PODCAST: Investors react to debt downgrade; Google’s driverless car crashes
Here are today’s top headlines from the Marketplace Morning Report and from around the web.
Standard & Poor’s said today it’ll see how its downgrade of U.S. debt will affect state and local governments and insurance companies. Government-backed mortgage providers Fannie Mae and Freddie Mac have already been downgraded as well.
European shares teetered into positive territory — hopeful about a European Central Bank plan to buy billions of dollars worth of Italian and Spanish bonds.
Interestingly, investors are not fleeing U.S. Treasuries for more highly rated debt. The interest rate on 10-year bonds has actually fallen to about 2.5 percent.
The price of gold has gone above $1,700 for the first time ever, as investors look for safe places for their money.
With all the rough economic news lately, sometimes it’s not a bad idea to just stop and sing a song. That’s exactly what Gary Russo has been doing. He’s a construction worker who’s part of the team building the new 2nd Avenue subway line in New York City. And every day at lunchtime, he stops to belt out some Sinatra for the people passing by. And we have to say — he’s not half bad.

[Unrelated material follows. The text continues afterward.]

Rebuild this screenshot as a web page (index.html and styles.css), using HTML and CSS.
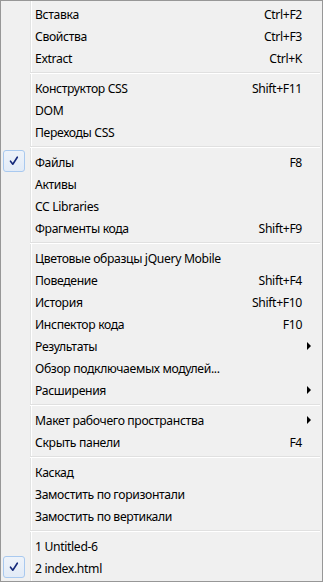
FILE: index.html
```html
<!DOCTYPE html>
<html lang="ru">
<head>
<meta charset="utf-8">
<link rel="stylesheet" href="styles.css">
</head>
<body>
<div class="menu">
  <div class="item"><span class="check"></span><span class="label">Вставка</span><span class="key">Ctrl+F2</span><span class="sub"></span></div>
  <div class="item"><span class="check"></span><span class="label">Свойства</span><span class="key">Ctrl+F3</span><span class="sub"></span></div>
  <div class="item"><span class="check"></span><span class="label">Extract</span><span class="key">Ctrl+K</span><span class="sub"></span></div>
  <div class="sep"></div>
  <div class="item"><span class="check"></span><span class="label">Конструктор CSS</span><span class="key">Shift+F11</span><span class="sub"></span></div>
  <div class="item"><span class="check"></span><span class="label">DOM</span><span class="key"></span><span class="sub"></span></div>
  <div class="item"><span class="check"></span><span class="label">Переходы CSS</span><span class="key"></span><span class="sub"></span></div>
  <div class="sep"></div>
  <div class="item"><span class="check on"><svg width="22" height="22" viewBox="0 0 22 22"><path d="M7.5 11.2 L9.8 14.2 L14.3 7.2" fill="none" stroke="#14287a" stroke-width="1.6" stroke-linecap="round" stroke-linejoin="round"/></svg></span><span class="label">Файлы</span><span class="key">F8</span><span class="sub"></span></div>
  <div class="item"><span class="check"></span><span class="label">Активы</span><span class="key"></span><span class="sub"></span></div>
  <div class="item"><span class="check"></span><span class="label">CC Libraries</span><span class="key"></span><span class="sub"></span></div>
  <div class="item"><span class="check"></span><span class="label">Фрагменты кода</span><span class="key">Shift+F9</span><span class="sub"></span></div>
  <div class="sep"></div>
  <div class="item"><span class="check"></span><span class="label">Цветовые образцы jQuery Mobile</span><span class="key"></span><span class="sub"></span></div>
  <div class="item"><span class="check"></span><span class="label">Поведение</span><span class="key">Shift+F4</span><span class="sub"></span></div>
  <div class="item"><span class="check"></span><span class="label">История</span><span class="key">Shift+F10</span><span class="sub"></span></div>
  <div class="item"><span class="check"></span><span class="label">Инспектор кода</span><span class="key">F10</span><span class="sub"></span></div>
  <div class="item"><span class="check"></span><span class="label">Результаты</span><span class="key"></span><span class="sub"><i class="arrow"></i></span></div>
  <div class="item"><span class="check"></span><span class="label">Обзор подключаемых модулей...</span><span class="key"></span><span class="sub"></span></div>
  <div class="item"><span class="check"></span><span class="label">Расширения</span><span class="key"></span><span class="sub"><i class="arrow"></i></span></div>
  <div class="sep"></div>
  <div class="item"><span class="check"></span><span class="label">Макет рабочего пространства</span><span class="key"></span><span class="sub"><i class="arrow"></i></span></div>
  <div class="item"><span class="check"></span><span class="label">Скрыть панели</span><span class="key">F4</span><span class="sub"></span></div>
  <div class="sep"></div>
  <div class="item"><span class="check"></span><span class="label">Каскад</span><span class="key"></span><span class="sub"></span></div>
  <div class="item"><span class="check"></span><span class="label">Замостить по горизонтали</span><span class="key"></span><span class="sub"></span></div>
  <div class="item"><span class="check"></span><span class="label">Замостить по вертикали</span><span class="key"></span><span class="sub"></span></div>
  <div class="sep"></div>
  <div class="item"><span class="check"></span><span class="label">1 Untitled-6</span><span class="key"></span><span class="sub"></span></div>
  <div class="item"><span class="check on"><svg width="22" height="22" viewBox="0 0 22 22"><path d="M7.5 11.2 L9.8 14.2 L14.3 7.2" fill="none" stroke="#14287a" stroke-width="1.6" stroke-linecap="round" stroke-linejoin="round"/></svg></span><span class="label">2 index.html</span><span class="key"></span><span class="sub"></span></div>
</div>
</body>
</html>
```

FILE: styles.css
```css
html, body {
  margin: 0;
  padding: 0;
  background: #f0f0f0;
}
.menu {
  box-sizing: border-box;
  width: 323px;
  height: 582px;
  border: 1px solid #979797;
  padding: 2px;
  background:
    linear-gradient(to right, transparent 29px, #e2e3e3 29px, #e2e3e3 30px, #ffffff 30px, #ffffff 31px, transparent 31px),
    #f0f0f0;
  font-family: "Noto Sans", "Open Sans", sans-serif;
  font-size: 12.2px;
  letter-spacing: -0.35px;
  color: #000;
  display: flex;
  flex-direction: column;
}
.item {
  display: flex;
  align-items: center;
  height: 22px;
  flex: none;
  white-space: nowrap;
}
.check {
  box-sizing: border-box;
  width: 22px;
  height: 22px;
  flex: none;
  display: flex;
}
.check.on {
  border: 1px solid #a9c9ef;
  border-radius: 3px;
  background: linear-gradient(#eef3fa, #e2ebf7);
  margin-top: -2px;
}
.check svg {
  margin: -1px;
}
.label {
  flex: 1;
  margin-left: 10px;
}
.key {
  flex: none;
}
.sub {
  flex: none;
  width: 18px;
  display: flex;
  align-items: center;
}
.arrow {
  display: block;
  margin-left: 5px;
  width: 0;
  height: 0;
  border-left: 4px solid #000;
  border-top: 4px solid transparent;
  border-bottom: 4px solid transparent;
}
.sep {
  flex: none;
  height: 8px;
  margin-left: 27px;
  background: linear-gradient(to bottom, transparent 3px, #e0e0e0 3px, #e0e0e0 4px, #ffffff 4px, #ffffff 5px, transparent 5px);
}
```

For months and months, Google’s been testing cars with no drivers; cars that’re retrofitted with all kinds of sensors that help them avoid accidents. But over the weekend, near Google’s Mountain View, Calif., headquarters, one of those driverless cars was involved in a minor fender bender. The modified Toyota Prius hit another car from behind and caused a pile-up. No one was injured. A Google spokesperson told the website Business Insider the accident happened while a human was manually driving the car.